Il existe une légende selon laquelle seuls les musiciens qui auraient signé un pacte maléfique pour vendre leur âme au diable seraient capables de jouer du rock. "Sympathy for the Devil", "Highway to Hell", nombreux sont les tubes planétaires qui font explicitement référence à l'inspiration satanique. David Bowie n'a-t-il pas lui-même affirmé "rock has always been the devil's music"? Plus récemment, c'est Tenacious D qui retrace dans leur concept album éponyme l'épopée du groupe vers le médiator du Diable. Leur premier single, "Tribute", est un hommage humoristique au single "Stairway to Heaven" de Led Zeppelin, et relate la battle musicale entre le groupe et le diable en personne, incarné par Dave Grohl, nul autre que... l'ancien batteur de Nirvana et l'actuel des Foo Fighters. 

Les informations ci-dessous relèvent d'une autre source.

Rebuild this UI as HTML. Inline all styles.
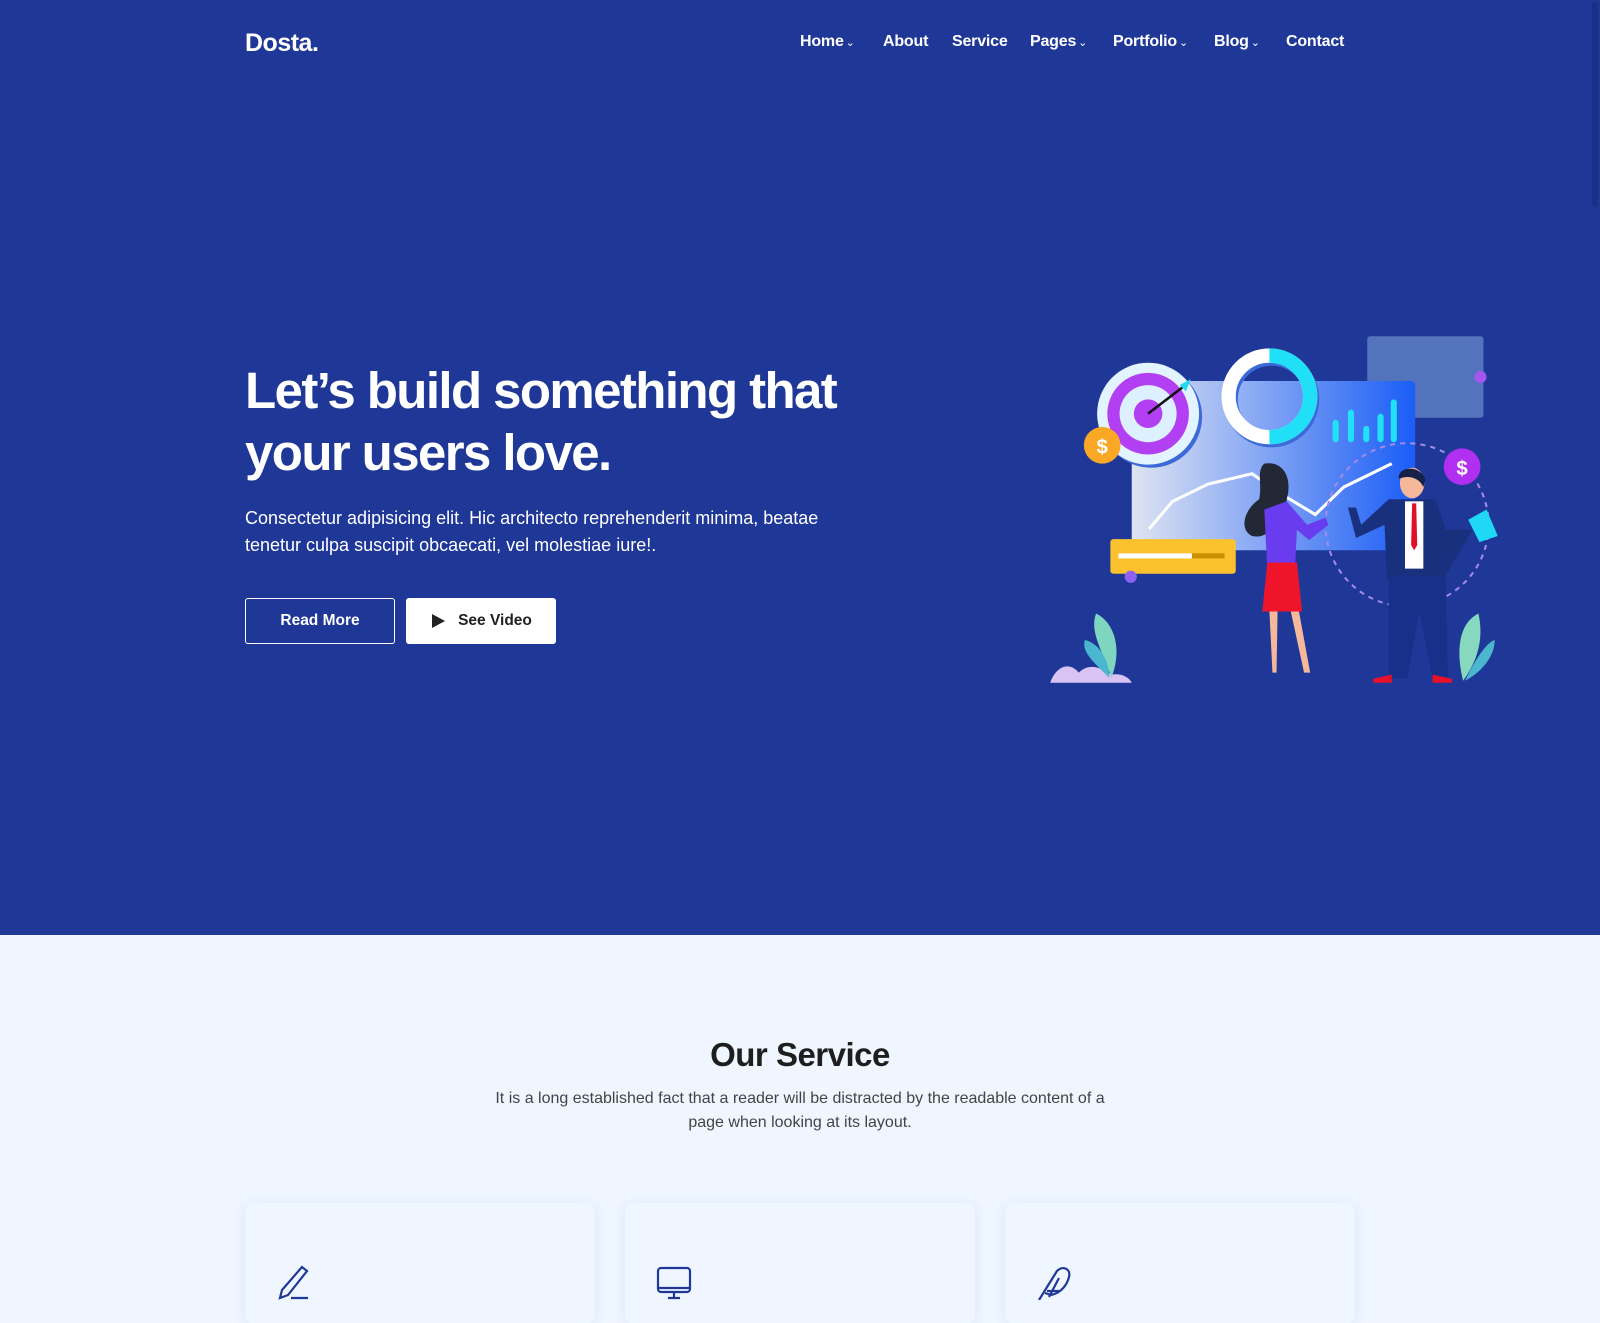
<!DOCTYPE html>
<html><head><meta charset="utf-8"><style>
*{margin:0;padding:0;box-sizing:border-box}
body{width:1600px;height:1300px;overflow:hidden;background:#eff6ff;font-family:"Liberation Sans",sans-serif;position:relative}
.hero{position:absolute;left:0;top:0;width:1600px;height:935px;background:#1f3797}
.logo{position:absolute;left:245px;top:29px;color:#fff;font-size:25px;font-weight:bold;letter-spacing:-0.5px}
.nav{position:absolute;top:33px;color:#fff;font-size:16px;font-weight:bold;letter-spacing:-0.2px}
.nav span.c{font-size:11px;font-weight:normal;margin-left:2px}
h1{position:absolute;left:245px;top:360px;color:#fff;font-size:51px;line-height:62px;font-weight:bold;letter-spacing:-1.6px}
.p{position:absolute;left:245px;top:505px;color:#fff;font-size:18px;line-height:27px;letter-spacing:0}
.btn{position:absolute;top:598px;width:150px;height:46px;border-radius:3px;font-size:15.5px;font-weight:bold;display:flex;align-items:center;justify-content:center}
.b1{left:245px;border:1px solid #fff;color:#fff}
.b2{left:406px;background:#fff;color:#222}
.sb{position:absolute;left:1592px;top:2px;width:6px;height:205px;border-radius:3px;background:#1b3084}
.t{position:absolute;left:0;width:1600px;text-align:center}
.card{position:absolute;top:1203px;width:350px;height:120px;border-radius:8px;background:#eff6ff;box-shadow:0 2px 12px rgba(30,55,150,.09)}
</style></head><body>
<div class="hero"></div>
<div class="sb"></div>
<div class="logo">Dosta.</div>
<div class="nav" style="left:800px">Home<span class="c">&#8964;</span></div>
<div class="nav" style="left:883px">About</div>
<div class="nav" style="left:952px">Service</div>
<div class="nav" style="left:1030px">Pages<span class="c">&#8964;</span></div>
<div class="nav" style="left:1113px">Portfolio<span class="c">&#8964;</span></div>
<div class="nav" style="left:1214px">Blog<span class="c">&#8964;</span></div>
<div class="nav" style="left:1286px">Contact</div>
<h1>Let’s build something that<br>your users love.</h1>
<div class="p">Consectetur adipisicing elit. Hic architecto reprehenderit minima, beatae<br>tenetur culpa suscipit obcaecati, vel molestiae iure!.</div>
<div class="btn b1">Read More</div>
<div class="btn b2"><svg width="16" height="16" viewBox="0 0 16 16" style="margin-right:12px"><path d="M2 1L15 8L2 15Z" fill="#222"/></svg>See Video</div>

<svg style="position:absolute;left:1040px;top:326px" width="469" height="367" viewBox="1020 320 460 360">
<defs><linearGradient id="g" x1="0" x2="1"><stop offset="0" stop-color="#dfe4f2"/><stop offset="1" stop-color="#1a5df6"/></linearGradient></defs>
<rect x="1341" y="330" width="114" height="80" rx="3" fill="#6688c8" opacity=".75"/>
<circle cx="1452" cy="370" r="6" fill="#a356f0"/>
<rect x="1110" y="374" width="278" height="166" rx="4" fill="url(#g)"/>
<polyline points="1127,519 1150,492 1185,475 1228,465 1262,488 1290,505 1318,478 1365,455" fill="none" stroke="#fff" stroke-width="3"/>
<g fill="#22e0f5"><rect x="1307" y="412" width="6" height="22" rx="3"/><rect x="1322" y="402" width="6" height="32" rx="3"/><rect x="1337" y="418" width="6" height="16" rx="3"/><rect x="1351" y="406" width="6" height="28" rx="3"/><rect x="1364" y="392" width="6" height="42" rx="3"/></g>
<circle cx="1129" cy="409" r="50" fill="#3c6ad8"/>
<circle cx="1126" cy="406" r="50" fill="#e2f4ff"/>
<circle cx="1126" cy="406" r="40" fill="#b23ff2"/>
<circle cx="1126" cy="406" r="28" fill="#ddf0ff"/>
<circle cx="1126" cy="406" r="14" fill="#b23ff2"/>
<line x1="1126" y1="406" x2="1160" y2="380" stroke="#111" stroke-width="2.5"/>
<path d="M1157 378L1168 372L1163 384Z" fill="#22d8f5"/>
<circle cx="1081" cy="437" r="18" fill="#f9a825"/><text x="1081" y="445" fill="#fff" font-size="20" font-weight="bold" text-anchor="middle" font-family="Liberation Sans">$</text>
<circle cx="1247" cy="392" r="40" fill="none" stroke="#3c6ad8" stroke-width="14"/>
<circle cx="1245" cy="389" r="40" fill="none" stroke="#fff" stroke-width="14"/>
<path d="M1245 349A40 40 0 0 1 1245 429" fill="none" stroke="#20e0f8" stroke-width="14"/>
<circle cx="1380" cy="515" r="80" fill="none" stroke="#a58ae8" stroke-width="2" stroke-dasharray="5 5"/>
<circle cx="1434" cy="458" r="18" fill="#b02ff0"/><text x="1434" y="466" fill="#fff" font-size="20" font-weight="bold" text-anchor="middle" font-family="Liberation Sans">$</text>
<rect x="1089" y="529" width="123" height="34" rx="3" fill="#fbc22d"/>
<rect x="1097" y="543" width="104" height="5" fill="#c99000"/><rect x="1097" y="543" width="72" height="5" fill="#fff"/>
<circle cx="1109" cy="566" r="6" fill="#8c62f0"/>
<path d="M1240 455C1258 452 1268 468 1262 490C1258 510 1245 530 1228 526C1215 520 1220 500 1235 490C1238 475 1232 462 1240 455Z" fill="#222836"/>
<path d="M1240 500L1262 492L1282 515L1300 508L1303 515L1284 530L1272 520L1270 560L1243 560Z" fill="#6a3cf0"/>
<path d="M1243 552L1272 552L1277 600L1238 600Z" fill="#f0142a"/>
<path d="M1245 600L1253 600L1252 660L1248 660Z M1266 600L1274 600L1285 660L1279 660Z" fill="#f5b89a"/>
<ellipse cx="1385" cy="474" rx="12" ry="15" fill="#f5b89a"/>
<path d="M1372 470C1370 458 1392 455 1398 470L1396 478C1392 468 1380 466 1372 470Z" fill="#17214a"/>
<path d="M1362 490L1408 490L1418 520L1444 520L1416 568L1360 568L1358 515L1330 528L1322 498L1330 498L1335 515Z" fill="#18307e"/>
<rect x="1378" y="492" width="18" height="66" fill="#fff"/><path d="M1385 494L1389 494L1390 535L1387 540L1384 535Z" fill="#e0102a"/>
<path d="M1362 566L1418 566L1420 666L1405 666L1392 600L1380 666L1362 666Z" fill="#17308a"/>
<path d="M1347 666L1365 662L1365 670L1347 670Z M1405 662L1424 666L1424 670L1405 670Z" fill="#e8102a"/>
<path d="M1440 510L1458 500L1469 526L1451 532Z" fill="#1fd8f5"/>
<path d="M1030 670C1035 655 1048 648 1058 660C1068 650 1080 655 1090 662C1100 660 1108 665 1110 670Z" fill="#d9c3f5"/>
<path d="M1090 665C1082 640 1068 620 1075 602C1095 612 1100 640 1090 665Z" fill="#7ed6c0"/>
<path d="M1088 665C1075 652 1060 640 1064 628C1080 632 1088 650 1088 665Z" fill="#4bb7cf"/>
<path d="M1435 668C1428 640 1430 612 1450 602C1456 628 1448 650 1435 668Z" fill="#86d9bf"/>
<path d="M1437 668C1445 650 1458 630 1466 628C1466 645 1452 660 1437 668Z" fill="#4bb7cf"/>
</svg>

<div class="t" style="top:1036px;font-size:33px;font-weight:bold;color:#1e1e1e;letter-spacing:-0.5px">Our Service</div>
<div class="t" style="top:1087px;font-size:16px;line-height:24px;color:#444">It is a long established fact that a reader will be distracted by the readable content of a<br>page when looking at its layout.</div>
<div class="card" style="left:245px"></div>
<div class="card" style="left:625px"></div>
<div class="card" style="left:1005px"></div>
<svg style="position:absolute;left:276px;top:1265px" width="40" height="35" viewBox="0 0 40 35" fill="none" stroke="#1f3797" stroke-width="2.2"><path d="M26 2L31 6L12 30L4 33L6 25Z"/><path d="M15 33L32 33"/></svg>
<svg style="position:absolute;left:655px;top:1265px" width="40" height="35" viewBox="0 0 40 35" fill="none" stroke="#1f3797" stroke-width="2.2"><rect x="3" y="3" width="32" height="24" rx="3"/><path d="M3 23L35 23M19 27L19 33M13 33L25 33"/></svg>
<svg style="position:absolute;left:1035px;top:1265px" width="40" height="35" viewBox="0 0 40 35" fill="none" stroke="#1f3797" stroke-width="2.2"><path d="M4 35L22 6C28 0 36 4 34 12C32 20 26 28 16 30L10 28"/><path d="M12 26L24 26M24 13L14 32"/></svg>
</body></html>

Alice Cooper s'inscrit dans cette tradition. 

Très ponctuel, le groupe entre en scène et nous épargne ses caprices de rock star. C'est sous un véritable tonnerre d'applaudissement que résonnent les premières notes de "Brutal Planet". Point de sortie de cercueil cette fois-ci, mais il ne troquera jamais sa cape de vampire. C'est sur un costume néo-victorien que nous accueille le vocaliste. Veste aux tons bordeaux de velours côtelé sur un gilet noir, tandis que mitaines et pantalon de cuirs sont tout autant de références discrètes au milieu SM/ steampunk. Sans oublier la cravache bien sûr ! Parmi ses fidèles musiciens, Nita Strauss à la guitare, qui semble ensorceler toute la salle. Sa "machine de guerre" comme se plaît à l'appeler Alice. Quant aux lumières, rien n'à dire. Une fois de plus, l'Olympia a réalisé un formidable travail de régie. 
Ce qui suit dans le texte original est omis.